All the more apt I suppose that it should be partnered by Älven – The River – a bright, colourful, wonderfully warm symphonic poem. This is the Atterberg that most will recognise – bright primaries, perky, chattering winds, insistent percussion, wonderful drama and drive and orchestral confidence. Listen to the lazy shimmer of the Great Lake or the impulsive horns that announce the Waterfalls as they conjoin with high winds in a long, big-boned sense of animation and surge. Atterberg seems effortlessly to summon up expanse and vista and glittering light seen from afar – and spices things up in the modernistic harbour scene; all raucous tone painting, horn whoops and Nauticalia.

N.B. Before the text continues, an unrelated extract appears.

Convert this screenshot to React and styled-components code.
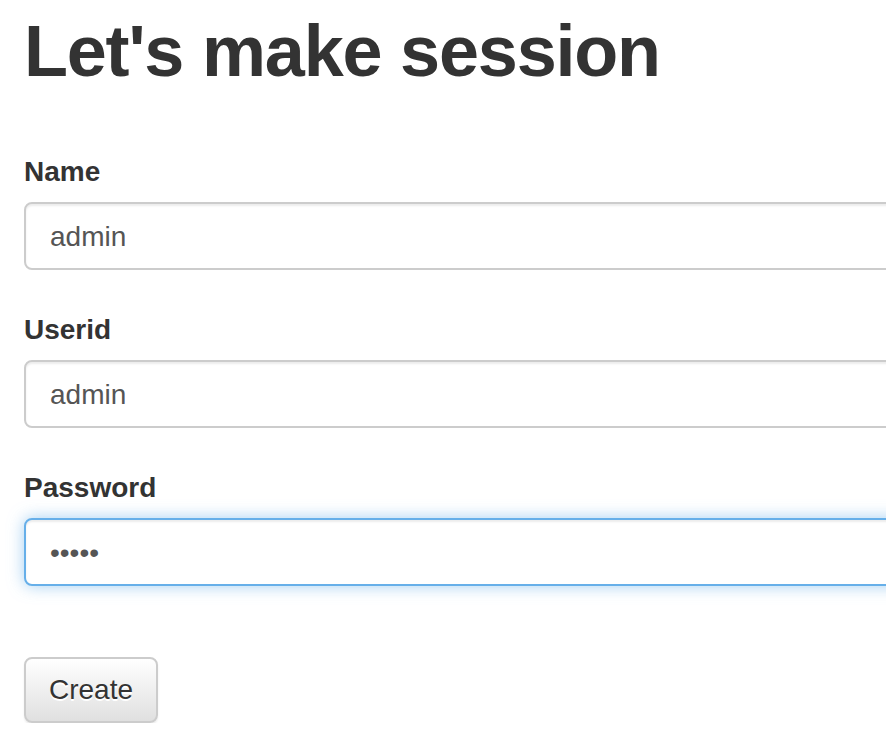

And when Atterberg leads us Out to The Sea there is real nobility and grandeur. The ship’s engines are hinted at through the drums as we drive forward, strings lapping their way around the glorious melody.

The performances are in the main unimpeachable, though there were some brief moments of questionable choral unison passages. The works are almost rudely contrastive but constructively so.